Poinnya adalah bagaimana para tokoh tersebut bisa membangun pemikiran konstruktif atas pengalaman keseharian. Pengalaman tersebut melampaui interaksi, ini bukan sekadar senasib sepenanggungan tapi soal bagaimana interaksi keseharian berhasil direfleksikan.
Sayang, setidaknya yang dulu pernah saya alami, sering kali persepsi yang muncul adalah pengalaman dan persentuhan tersebut jadi poin utamanya. Ia menjelma jadi hak istimewa orang-orang yang punya latar belakang sama.
Seperti sebuah pernyataan, “Saya bagian dari komunitas ini dan hanya kami yang berhak berjuang.”
Sikap-sikap melanggengkan eksklusivitas bisa datang dari mana saja. Ia bukan monopoli kelas atas, pun kelas bawah juga bisa melanggengkannya. Ya, egoisme bergentayangan di mana-mana.
Cici berperan besar untuk menekankan pentingnya inklusivitas.

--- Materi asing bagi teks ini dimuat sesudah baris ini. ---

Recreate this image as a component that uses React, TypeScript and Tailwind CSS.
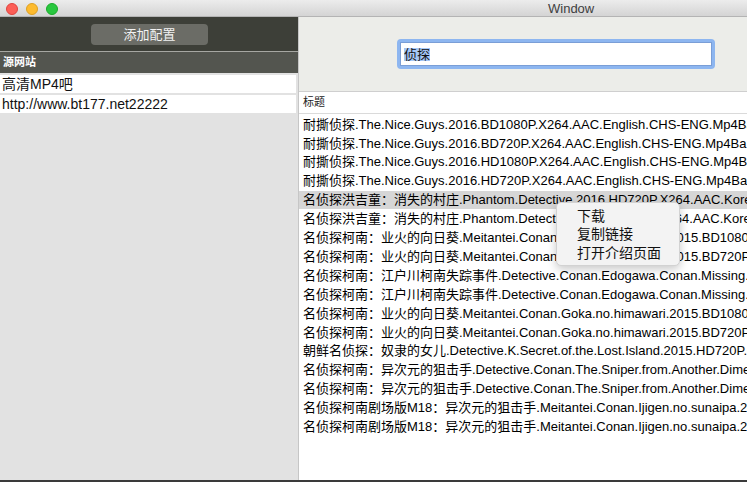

Ia menyadarkan saya bahwa yang lebih penting jangan-jangan bukan kesamaan latar belakang tapi kesamaan nilai di masa depan.
Lama sekali saya tak bertemu Cici. Di bulan ini, ia akan studi ke luar selama beberapa tahun. Saya tahu ia orang yang terencana, saya yakin pendidikannya akan jadi modal penting bagi langkahnya ke depan. Saya berharap ke mana pun melangkah, ia masih memegang nilai yang sama.
Selamat belajar Ci, terima kasih sudah mengajarkan bahwa setiap orang berhak memperjuangkan nilai yang dipercaya. Tak peduli apa pun latar belakangnya.